● **Supplied data**:
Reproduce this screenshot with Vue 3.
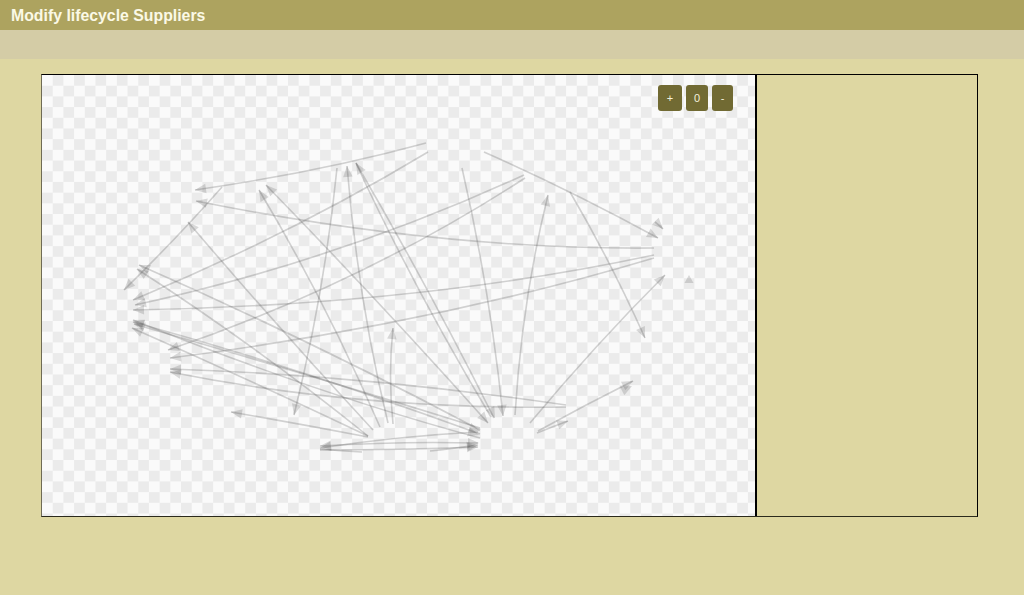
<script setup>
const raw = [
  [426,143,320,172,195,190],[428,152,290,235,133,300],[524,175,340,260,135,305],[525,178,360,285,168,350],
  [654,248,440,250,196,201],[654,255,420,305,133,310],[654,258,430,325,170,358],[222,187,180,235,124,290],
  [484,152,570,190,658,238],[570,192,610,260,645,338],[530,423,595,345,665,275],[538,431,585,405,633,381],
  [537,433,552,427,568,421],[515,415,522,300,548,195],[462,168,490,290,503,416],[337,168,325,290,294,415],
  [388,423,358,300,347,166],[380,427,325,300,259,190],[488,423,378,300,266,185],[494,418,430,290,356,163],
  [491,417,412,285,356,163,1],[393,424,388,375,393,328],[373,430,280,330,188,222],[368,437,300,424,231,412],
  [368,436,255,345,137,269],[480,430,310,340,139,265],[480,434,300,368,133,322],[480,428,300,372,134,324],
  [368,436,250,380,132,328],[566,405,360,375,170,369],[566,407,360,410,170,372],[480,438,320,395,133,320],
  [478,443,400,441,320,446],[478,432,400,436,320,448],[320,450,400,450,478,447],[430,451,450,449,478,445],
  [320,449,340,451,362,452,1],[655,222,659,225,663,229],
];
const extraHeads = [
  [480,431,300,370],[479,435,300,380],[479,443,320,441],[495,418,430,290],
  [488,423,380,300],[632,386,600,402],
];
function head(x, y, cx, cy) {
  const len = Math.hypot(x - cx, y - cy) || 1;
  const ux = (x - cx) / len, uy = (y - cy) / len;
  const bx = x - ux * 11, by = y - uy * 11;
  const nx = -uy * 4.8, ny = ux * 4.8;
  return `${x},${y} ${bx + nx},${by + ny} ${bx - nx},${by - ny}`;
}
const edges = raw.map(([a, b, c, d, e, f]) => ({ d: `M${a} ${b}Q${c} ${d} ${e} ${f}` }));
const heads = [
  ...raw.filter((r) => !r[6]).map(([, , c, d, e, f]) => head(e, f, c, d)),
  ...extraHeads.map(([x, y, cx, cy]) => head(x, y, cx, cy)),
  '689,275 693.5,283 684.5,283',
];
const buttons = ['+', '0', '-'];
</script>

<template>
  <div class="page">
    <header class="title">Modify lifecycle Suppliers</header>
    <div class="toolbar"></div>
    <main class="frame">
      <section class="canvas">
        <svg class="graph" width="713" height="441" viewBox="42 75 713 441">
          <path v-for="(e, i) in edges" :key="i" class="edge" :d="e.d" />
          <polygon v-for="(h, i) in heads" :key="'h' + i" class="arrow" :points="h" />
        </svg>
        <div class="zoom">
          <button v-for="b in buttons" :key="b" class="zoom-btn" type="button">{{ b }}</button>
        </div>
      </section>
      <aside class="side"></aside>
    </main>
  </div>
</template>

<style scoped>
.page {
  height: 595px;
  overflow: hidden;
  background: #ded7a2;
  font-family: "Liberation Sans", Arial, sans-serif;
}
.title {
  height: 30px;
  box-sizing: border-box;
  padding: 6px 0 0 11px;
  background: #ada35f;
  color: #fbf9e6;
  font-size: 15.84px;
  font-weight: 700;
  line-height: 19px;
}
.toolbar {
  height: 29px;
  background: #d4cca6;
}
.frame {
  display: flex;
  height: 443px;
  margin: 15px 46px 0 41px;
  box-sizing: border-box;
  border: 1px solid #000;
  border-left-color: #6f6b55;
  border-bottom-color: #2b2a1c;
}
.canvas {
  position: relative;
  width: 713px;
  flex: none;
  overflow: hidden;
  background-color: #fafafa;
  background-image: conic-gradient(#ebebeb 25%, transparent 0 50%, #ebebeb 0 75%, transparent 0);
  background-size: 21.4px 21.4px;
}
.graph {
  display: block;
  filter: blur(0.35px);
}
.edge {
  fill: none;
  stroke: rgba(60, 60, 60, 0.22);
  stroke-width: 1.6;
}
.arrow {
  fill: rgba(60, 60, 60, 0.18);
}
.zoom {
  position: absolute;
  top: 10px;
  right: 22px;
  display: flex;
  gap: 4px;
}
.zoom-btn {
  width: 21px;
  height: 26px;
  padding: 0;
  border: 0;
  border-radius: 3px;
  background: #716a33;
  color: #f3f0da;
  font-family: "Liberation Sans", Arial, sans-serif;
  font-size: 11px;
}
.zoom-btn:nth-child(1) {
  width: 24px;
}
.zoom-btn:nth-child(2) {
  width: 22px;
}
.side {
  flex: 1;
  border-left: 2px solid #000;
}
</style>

● **Task brief**: Images in the data above are to be skipped. Retype all other material exactly.

● **Response to this exercise**:
Reproduce this screenshot with Vue 3.
<script setup>
const raw = [
  [426,143,320,172,195,190],[428,152,290,235,133,300],[524,175,340,260,135,305],[525,178,360,285,168,350],
  [654,248,440,250,196,201],[654,255,420,305,133,310],[654,258,430,325,170,358],[222,187,180,235,124,290],
  [484,152,570,190,658,238],[570,192,610,260,645,338],[530,423,595,345,665,275],[538,431,585,405,633,381],
  [537,433,552,427,568,421],[515,415,522,300,548,195],[462,168,490,290,503,416],[337,168,325,290,294,415],
  [388,423,358,300,347,166],[380,427,325,300,259,190],[488,423,378,300,266,185],[494,418,430,290,356,163],
  [491,417,412,285,356,163,1],[393,424,388,375,393,328],[373,430,280,330,188,222],[368,437,300,424,231,412],
  [368,436,255,345,137,269],[480,430,310,340,139,265],[480,434,300,368,133,322],[480,428,300,372,134,324],
  [368,436,250,380,132,328],[566,405,360,375,170,369],[566,407,360,410,170,372],[480,438,320,395,133,320],
  [478,443,400,441,320,446],[478,432,400,436,320,448],[320,450,400,450,478,447],[430,451,450,449,478,445],
  [320,449,340,451,362,452,1],[655,222,659,225,663,229],
];
const extraHeads = [
  [480,431,300,370],[479,435,300,380],[479,443,320,441],[495,418,430,290],
  [488,423,380,300],[632,386,600,402],
];
function head(x, y, cx, cy) {
  const len = Math.hypot(x - cx, y - cy) || 1;
  const ux = (x - cx) / len, uy = (y - cy) / len;
  const bx = x - ux * 11, by = y - uy * 11;
  const nx = -uy * 4.8, ny = ux * 4.8;
  return `${x},${y} ${bx + nx},${by + ny} ${bx - nx},${by - ny}`;
}
const edges = raw.map(([a, b, c, d, e, f]) => ({ d: `M${a} ${b}Q${c} ${d} ${e} ${f}` }));
const heads = [
  ...raw.filter((r) => !r[6]).map(([, , c, d, e, f]) => head(e, f, c, d)),
  ...extraHeads.map(([x, y, cx, cy]) => head(x, y, cx, cy)),
  '689,275 693.5,283 684.5,283',
];
const buttons = ['+', '0', '-'];
</script>

<template>
  <div class="page">
    <header class="title">Modify lifecycle Suppliers</header>
    <div class="toolbar"></div>
    <main class="frame">
      <section class="canvas">
        <svg class="graph" width="713" height="441" viewBox="42 75 713 441">
          <path v-for="(e, i) in edges" :key="i" class="edge" :d="e.d" />
          <polygon v-for="(h, i) in heads" :key="'h' + i" class="arrow" :points="h" />
        </svg>
        <div class="zoom">
          <button v-for="b in buttons" :key="b" class="zoom-btn" type="button">{{ b }}</button>
        </div>
      </section>
      <aside class="side"></aside>
    </main>
  </div>
</template>

<style scoped>
.page {
  height: 595px;
  overflow: hidden;
  background: #ded7a2;
  font-family: "Liberation Sans", Arial, sans-serif;
}
.title {
  height: 30px;
  box-sizing: border-box;
  padding: 6px 0 0 11px;
  background: #ada35f;
  color: #fbf9e6;
  font-size: 15.84px;
  font-weight: 700;
  line-height: 19px;
}
.toolbar {
  height: 29px;
  background: #d4cca6;
}
.frame {
  display: flex;
  height: 443px;
  margin: 15px 46px 0 41px;
  box-sizing: border-box;
  border: 1px solid #000;
  border-left-color: #6f6b55;
  border-bottom-color: #2b2a1c;
}
.canvas {
  position: relative;
  width: 713px;
  flex: none;
  overflow: hidden;
  background-color: #fafafa;
  background-image: conic-gradient(#ebebeb 25%, transparent 0 50%, #ebebeb 0 75%, transparent 0);
  background-size: 21.4px 21.4px;
}
.graph {
  display: block;
  filter: blur(0.35px);
}
.edge {
  fill: none;
  stroke: rgba(60, 60, 60, 0.22);
  stroke-width: 1.6;
}
.arrow {
  fill: rgba(60, 60, 60, 0.18);
}
.zoom {
  position: absolute;
  top: 10px;
  right: 22px;
  display: flex;
  gap: 4px;
}
.zoom-btn {
  width: 21px;
  height: 26px;
  padding: 0;
  border: 0;
  border-radius: 3px;
  background: #716a33;
  color: #f3f0da;
  font-family: "Liberation Sans", Arial, sans-serif;
  font-size: 11px;
}
.zoom-btn:nth-child(1) {
  width: 24px;
}
.zoom-btn:nth-child(2) {
  width: 22px;
}
.side {
  flex: 1;
  border-left: 2px solid #000;
}
</style>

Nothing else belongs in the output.